Amadou Ndiaye, a 54-year-old Malian businessman in Guangzhou 
Bai, the imam at Xiaodongying Mosque, is fully aware of the emotional distance that can be created by a foreign language and has sought to lessen it. "The power of every single word in the Quran resides as much in its spoken form - the intonation and intrinsic musicality - as the written one," he said. "I've always tried to intersperse my preaching, which is in Chinese, with recitals from the holy book, to guide the ears and hearts of all believers."

The 34-year-old was grateful to the Africans who attend the mosque. "In the early days of my imamship, I was able to draw confidence from the respect and trust they placed in me," he said.

"Unlike some Muslims from Middle Eastern countries, who tend to see themselves or their way of worshipping as the paradigm for all followers of Islam, African Muslims are generally very humble and down-to-earth," he said. "Despite their occasional stubbornness, they are the most genuine people I've ever met."

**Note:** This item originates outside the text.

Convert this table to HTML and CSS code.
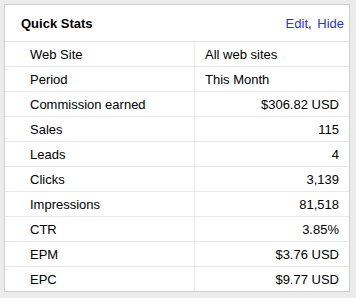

Over the years, Bai has not only offered help to Africans who have lost their money or passports, but also presided over their wedding ceremonies - sometimes to Chinese women who have converted to Islam - and has played the peacemaker during periods of family tension. Occasionally, he has also intervened when serious issues arose.

"Some of the Africans I know don't encourage their wives to go to the hospital for regular checkups during pregnancy and would prefer to have the babies delivered at home. They are also extremely reluctant to let their wives undergo cesarean sections, even when not doing so would expose the women to considerable risk. I have to say this has more to do with the conventional beliefs of their African societies back home than with the teachings of Islam," he said. "But in cases such as these, I do my best to mediate, but of course with due sensitivity."

However, there have also been times when Bai and his nine fellow imams in Guangzhou have felt inadequate, usually when the issue concerns one of the most sacred and subtle aspects of Muslim life: burial of the dead.

"Muslims believe in inhumation - cremation is never an option," said Wang Guanxue, who has been an imam in Guangzhou for 17 years. "The municipal government arranged for the Chinese Muslim population to perform burials in the city's Muslim cemetery. But because of a severe shortage of land, foreign Muslims who die in Guangzhou don't enjoy the same rights: Their remains have to be flown to their home country for burial."

"The procedure is smooth, but one needs to pay around 20,000 yuan ($3,220) for a coffin and then another 80,000 for the flight. Keeping in mind that most of the African Muslims in Guangzhou are engaged in small-scale trade that yields only a moderate profit, the sum sounds crazy. However, the people I know have always managed to pay in the end," he said.